Буквально с порога Жуков приказал открыть по японцам огонь силами тяжелой артиллерии – в том числе и той, которая осталась на восточном берегу. В то же время в воздух была поднята вся имевшаяся в корпусе авиация – и бомбардировщики, и истребители.
Уже в семь часов утра подоспели первые группы самолетов – начали бомбить и обстреливать и японские войска на Баин-Цагане, и переправу через Халхин-Гол. Не прекращался и артиллерийский обстрел горы и переправы. К девяти часам подоспел авангард 11-й танковой бригады. Жуков и командир бригады Яковлев обсудили ситуацию и пришли к выводу, что медлить нельзя: следует лишь дождаться, когда подоспеют еще самолеты и подойдут, какие смогут, танки.
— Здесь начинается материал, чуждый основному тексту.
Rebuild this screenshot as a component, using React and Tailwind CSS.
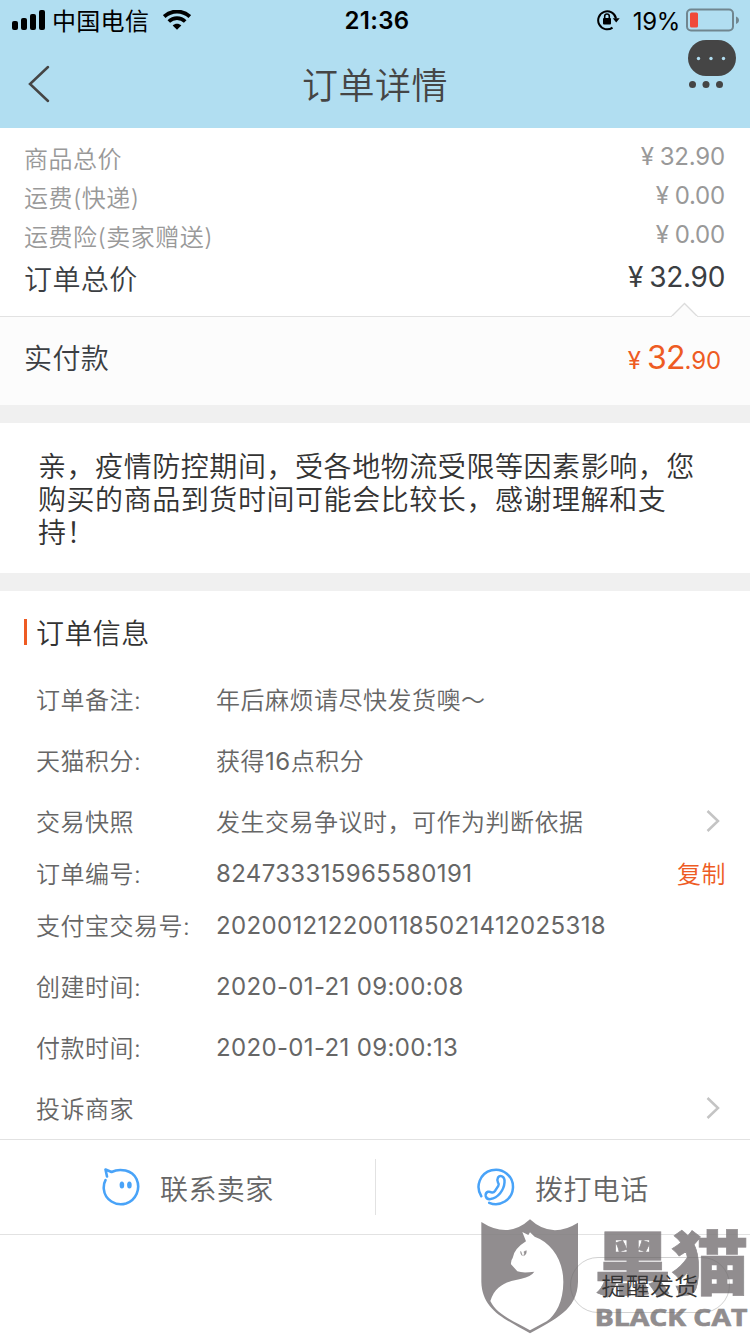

Константин Симонов писал о том дне:
Новобранец, зарывшись, лежит в цепи.
Еще бы воды глоток.
Еще бы неба кусок.
Еще бы минуту не слышать,
как танки ползут по степи…
Он слышит,
всем телом своим припав к земле,
как они идут!
Он слышит
всем страхом своим,
что они близко,
что они тут!
А там,
сзади,
еще не верят.
Там знают старый устав:
танки идут с пехотой, а у русских нет пехоты,
она еле бредет, устав,
она еще в ста верстах,
она еще в ста верстах,
ей еще два перехода.
«В 10 часов 45 минут, – вспоминал Жуков, – главные силы 11-й танковой бригады развернулись и с ходу атаковали японские войска… Бой продолжался день и ночь 4 июля. Только к 3 часам утра 5 июля сопротивление противника было окончательно сломлено, и японские войска начали поспешно отступать к переправе. Но переправа была взорвана их же саперами, опасавшимися прорыва наших танков. Японские офицеры бросались в полном снаряжении прямо в воду и тут же тонули, буквально на глазах у наших танкистов.
Остатки японских войск, захвативших гору Баин-Цаган, были полностью уничтожены на восточных скатах горы в районе спада реки Халхин-Гол. Тысячи трупов, масса убитых лошадей, множество раздавленных и разбитых орудий, минометов, пулеметов и машин устилали гору Баин-Цаган».